[START OF SOURCE MATERIAL]

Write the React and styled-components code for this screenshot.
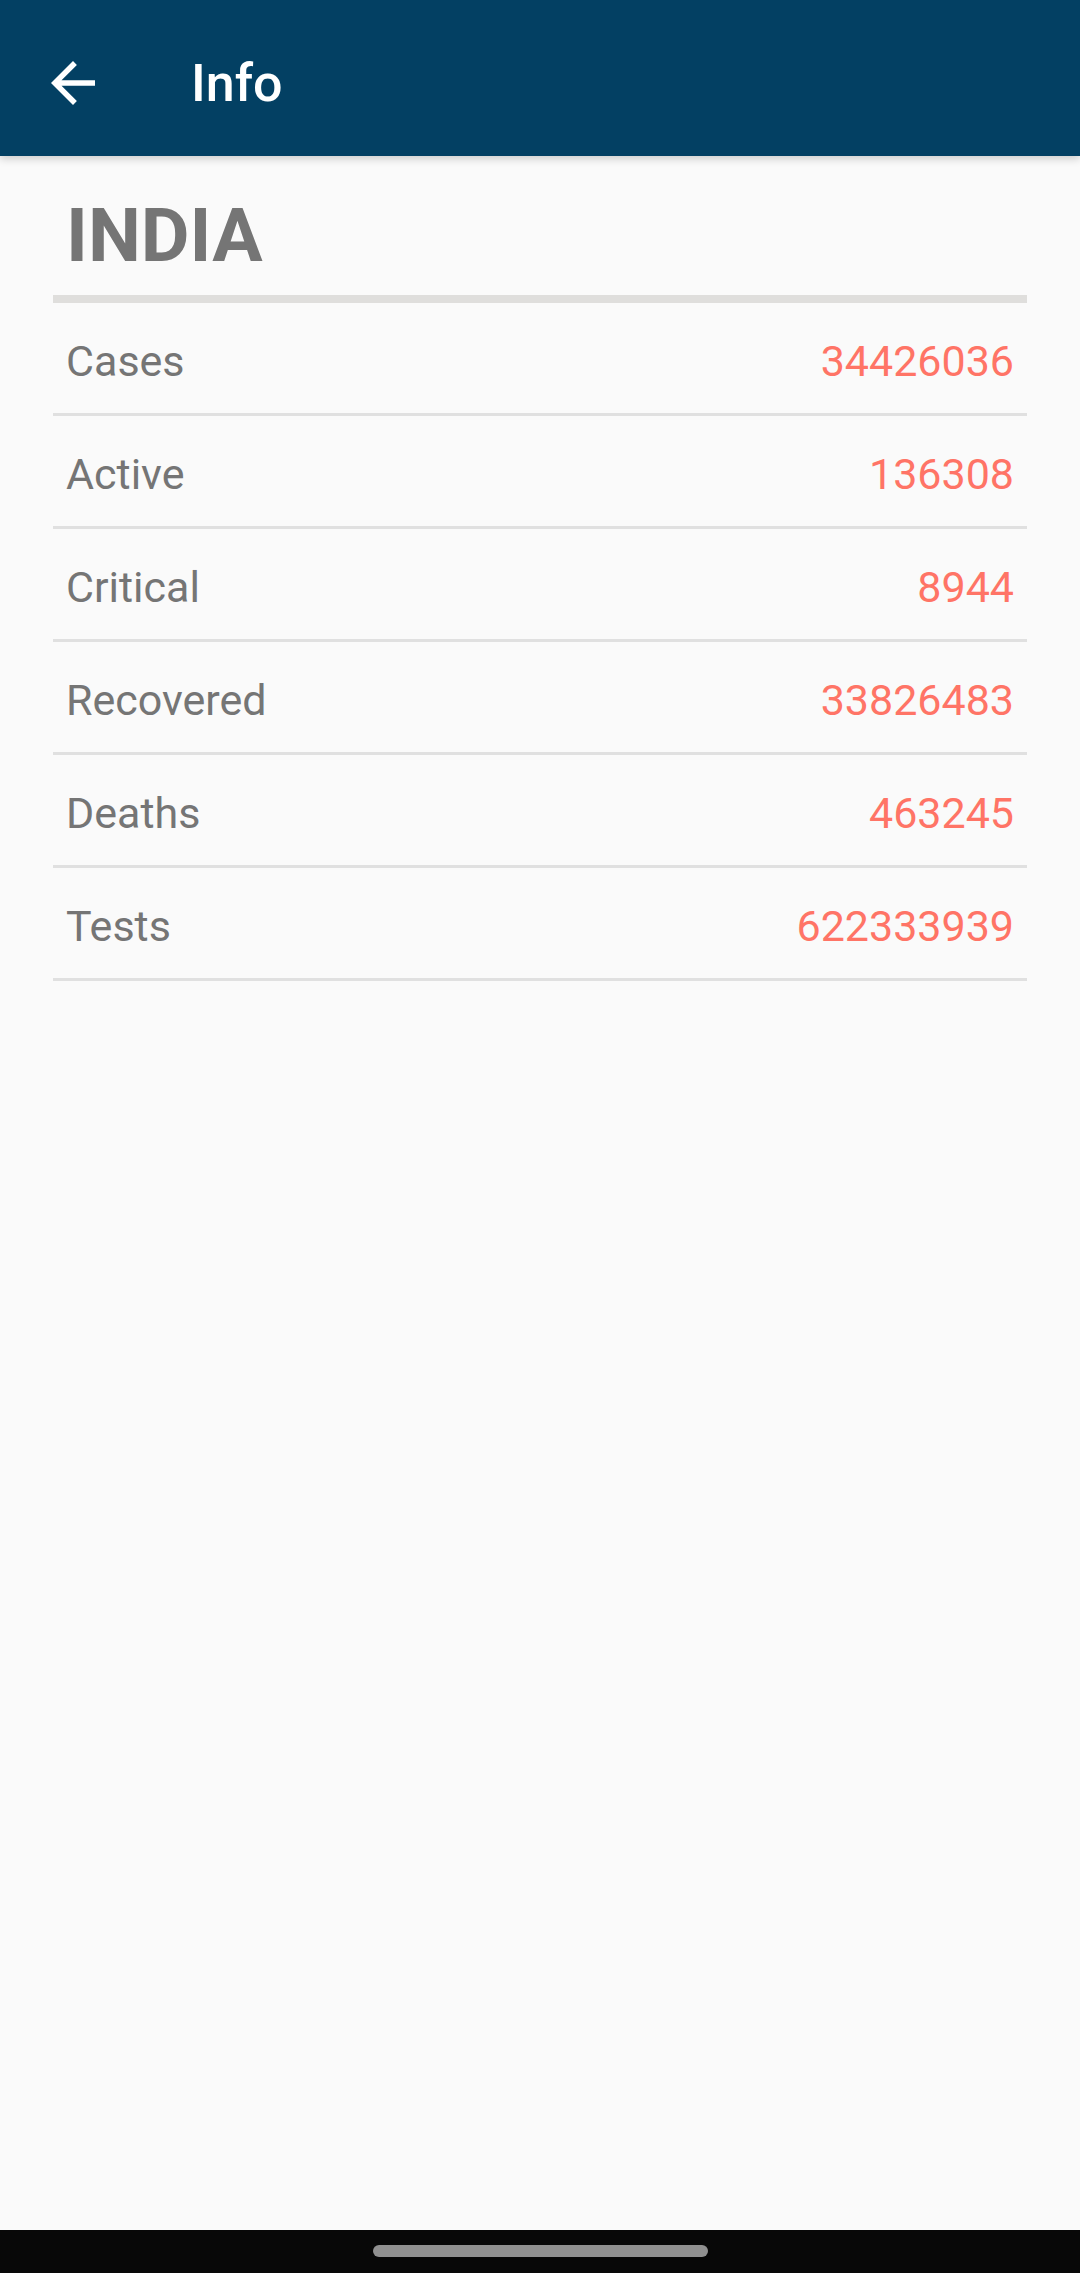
import React from "react";
import styled, { createGlobalStyle } from "styled-components";

const GlobalStyle = createGlobalStyle`
    html, body {
        margin: 0;
        padding: 0;
        background-color: #fafafa;
        font-family: Roboto, "Noto Sans", "Liberation Sans", sans-serif;
    }
`;

const stats = [
    { label: "Cases", value: "34426036" },
    { label: "Active", value: "136308" },
    { label: "Critical", value: "8944" },
    { label: "Recovered", value: "33826483" },
    { label: "Deaths", value: "463245" },
    { label: "Tests", value: "622333939" },
];

function BackArrow() {
    return (
        <svg width="66" height="66" viewBox="0 0 24 24" fill="none">
            <path d="M20 11H7.83l5.59-5.59L12 4l-8 8 8 8 1.41-1.41L7.83 13H20v-2z" fill="#ffffff" />
        </svg>
    );
}

function App() {
    return (
        <Page>
            <GlobalStyle />
            <Toolbar>
                <IconButton type="button" aria-label="back">
                    <BackArrow />
                </IconButton>
                <Title>Info</Title>
            </Toolbar>
            <Content>
                <Country>INDIA</Country>
                <HeadDivider />
                {stats.map((s) => (
                    <Row key={s.label}>
                        <Label>{s.label}</Label>
                        <Value>{s.value}</Value>
                    </Row>
                ))}
            </Content>
            <NavBar>
                <Handle />
            </NavBar>
        </Page>
    );
}

export default App;

const Page = styled.div`
    width: 1080px;
    height: 2273px;
    display: flex;
    flex-direction: column;
    background-color: #fafafa;
    overflow: hidden;
`;

const Toolbar = styled.header`
    height: 156px;
    flex-shrink: 0;
    box-sizing: border-box;
    display: flex;
    align-items: center;
    padding: 8px 0 0 40px;
    background-color: #034063;
    box-shadow: 0 3px 8px rgba(0, 0, 0, 0.18);
    position: relative;
    z-index: 1;
`;

const IconButton = styled.button`
    width: 66px;
    height: 66px;
    padding: 0;
    border: none;
    background: transparent;
    display: flex;
    align-items: center;
    justify-content: center;
    margin-top: 2px;
`;

const Title = styled.h1`
    margin: 0 0 0 85px;
    color: #ffffff;
    font-size: 52px;
    font-weight: 500;
    line-height: 64px;
    padding-top: 4px;
`;

const Content = styled.main`
    flex: 1;
    padding: 0 53px;
`;

const Country = styled.h2`
    margin: 35px 0 16px 0;
    padding-left: 13px;
    font-size: 75px;
    font-weight: 700;
    line-height: 88px;
    color: #757575;
`;

const HeadDivider = styled.div`
    height: 8px;
    background-color: #dfdedc;
`;

const Row = styled.div`
    height: 113px;
    box-sizing: border-box;
    display: flex;
    align-items: center;
    justify-content: space-between;
    padding: 5px 13px 0 13px;
    border-bottom: 3px solid #e0e0e0;
`;

const Label = styled.span`
    font-size: 43px;
    color: #757575;
`;

const Value = styled.span`
    font-size: 43px;
    color: #ff7466;
`;

const NavBar = styled.div`
    height: 43px;
    flex-shrink: 0;
    background-color: #080808;
    display: flex;
    justify-content: center;
    padding-top: 15px;
    box-sizing: border-box;
`;

const Handle = styled.div`
    width: 335px;
    height: 12px;
    border-radius: 6px;
    background-color: #909090;
`;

[END OF SOURCE MATERIAL]

■ TASK DIRECTIONS ■
Every line that holds the word "components" counts once; state the total number of such lines and nothing else.

■ TASK RESPONSE ■
2